The fundamental right under Article 21 is one of the most important rights provided under the Constitution which has been described as the heart of fundamental rights by the Apex Court in Unni Krishnans case.
- The objective of the fundamental right under Article 21 is to prevent encroachment upon personal liberty and deprivation of life except according to procedure established by law.
- It clearly means that this fundamental right has been provided against the state only.
- If an act of private individual amounts to encroachment upon the personal liberty or deprivation of life of other person, such violation would not fall under the parameters set for the Article 21.
- In such a case, the remedy for aggrieved person would be either under Article 226 of the constitution or under general law.
Therefore, the fundamental right guaranteed under Article 21 relates only to the acts of State or acts under the authority of the State, which are not according to procedure established by law. The main object of Article 21 is that before a person is deprived of his life or personal liberty by the State, the procedure established by law must be strictly followed.
Judicial interpretations related to Article 21
Judicial intervention has ensured that the scope of Article 21 is not narrow and restricted. It has been widening by several landmark judgements.
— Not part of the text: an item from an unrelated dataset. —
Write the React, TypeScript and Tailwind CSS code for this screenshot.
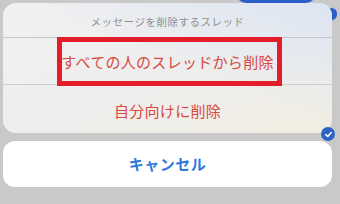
import React from "react";

export default function App() {
  const font = { fontFamily: '"Noto Sans CJK JP", "Noto Sans", sans-serif' };
  return (
    <div
      className="relative w-[340px] h-[204px] overflow-hidden bg-[#c9c9c9] pl-[3px] pr-[8px] pt-[3px] flex flex-col gap-[8px]"
      style={font}
    >
      {/* background chat bits */}
      <div className="absolute left-[236px] top-[-20px] w-[80px] h-[23px] rounded-b-[10px] bg-[#2a5ec9]" />
      <div className="absolute left-[326px] top-[8px] w-[11px] h-[12px] rounded-full bg-[#2a5ec9]" />

      <div className="relative z-10 h-[130px] rounded-[13px] bg-gradient-to-br from-[#f1f1f1] via-[#eeeeee] to-[#f2eee2] flex flex-col overflow-hidden">
        <div className="absolute inset-0 bg-gradient-to-bl from-[#dbe4f3] via-transparent to-transparent opacity-90" />
        <div className="relative h-[35px] flex items-center justify-center pt-[3px] border-b border-[#c8c8c8] text-[10.5px] text-[#8f8f8f] tracking-[0.5px]">
          メッセージを削除するスレッド
        </div>
        <div className="relative h-[47px] flex items-center justify-center pt-[2px] border-b border-[#cfcfcf] text-[15px] text-[#d9493f] tracking-[0.3px]">
          すべての人のスレッドから削除
        </div>
        <div className="relative flex-1 flex items-center justify-center text-[15px] text-[#d9493f] tracking-[0.3px] pt-[4px]">
          自分向けに削除
        </div>
        <div className="absolute left-[54px] top-[34px] w-[225px] h-[49px] border-[5px] border-[#e31e2a]" />
      </div>

      <div className="relative z-10 h-[46px] rounded-[12px] bg-white flex items-center justify-center text-[15px] font-bold text-[#2f78dc] tracking-[0.5px]">
        キャンセル
      </div>

      {/* check badge */}
      <div className="absolute z-20 left-[321px] top-[127px] w-[14px] h-[14px] rounded-full bg-[#2d62c4] flex items-center justify-center">
        <svg width="9" height="9" viewBox="0 0 10 10">
          <path d="M2 5.2 L4.2 7.2 L8 2.8" fill="none" stroke="white" strokeWidth="1.8" strokeLinecap="round" strokeLinejoin="round" />
        </svg>
      </div>
    </div>
  );
}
A few important cases concerned with Article 21:
- AK Gopalan Case (1950): Until the 1950s, Article 21 had a bit of a narrow scope. In this case, the SC held that the expression ‘procedure established by law’, the Constitution has embodied the British concept of personal liberty rather than the American ‘due process’.
- Maneka Gandhi vs. Union of India Case (1978): This case overturned the Gopalan case judgement. Here, the SC said that Articles 19 and 21 are not watertight compartments. The idea of personal liberty in Article 21 has a wide scope including many rights, some of which are embodied under Article 19, thus giving them ‘additional protection’. The court also held that a law that comes under Article 21 must satisfy the requirements under Article 19 as well. That means any procedure under law for the deprivation of life or liberty of a person must not be unfair, unreasonable or arbitrary. Read the Maneka Gandhi case in detail in the linked article.
- Francis Coralie Mullin vs. Union Territory of Delhi (1981): In this case, the court held that any procedure for the deprivation of life or liberty of a person must be reasonable, fair and just and not arbitrary, whimsical or fanciful.
- Olga Tellis vs. Bombay Municipal Corporation (1985): This case reiterated the stand taken earlier that any procedure that would deprive a person’s fundamental rights should conform to the norms of fair play and justice.
Personal liberty and religious conversion
- The Allahabad High Court declared last month that religious conversions, even when made solely for the purposes of marriage, constituted a valid exercise of a person’s liberties.
- The High Court ruled that the freedom to live with a person of one’s choice is intrinsic to the fundamental right to life and personal liberty. In holding thus, the order recognised that our society rested on the foundations of individual dignity, that a person’s freedom is not conditional on the caste, creed or religion that her partner might claim to profess, and that every person had an equal dominion over their own senses of conscience.
Right to privacy
- The High Court’s order makes it clear that it is neither the province of the state nor any other individual to interfere with a person’s choice of partner or faith.
- By invoking the Supreme Court’s judgment in Puttaswamy, the High Court held that an individual’s ability to control vital aspects of her life inheres in her right to privacy, that this promise includes the preservation of decisional autonomy, on matters, among other things, of “personal intimacies, the sanctity of family life, marriage, procreation, the home, and sexual orientation”.
Freedom of conscience
- Article 25 of the Constitution expressly protects the choices that individuals make. In addition to the right freely to profess, practise and propagate religion, it guarantees to every person the freedom of conscience.
- By its dictionary definition, “conscience” refers to each person’s own sense of moral right and wrong. It is an emotion that cannot be judged from the outside. It is certainly not something that the state can examine as a function of its sovereign authority.
Way Forward
Since then, a nine-judge Bench ruling of the Supreme Court, in Puttaswamy, has recognised that every individual possesses a guaranteed freedom of thought; that at the core of liberty is the rights of persons to decide for themselves how they want to lead their lives. When we fail to acknowledge and respect the most intimate and personal choices that people make — choices of faith and belief, choices of partners — we undermine the most basic principles of dignity. Our Constitution’s endurance depends on our ability to respect these decisions, to grant to every person an equal freedom of conscience.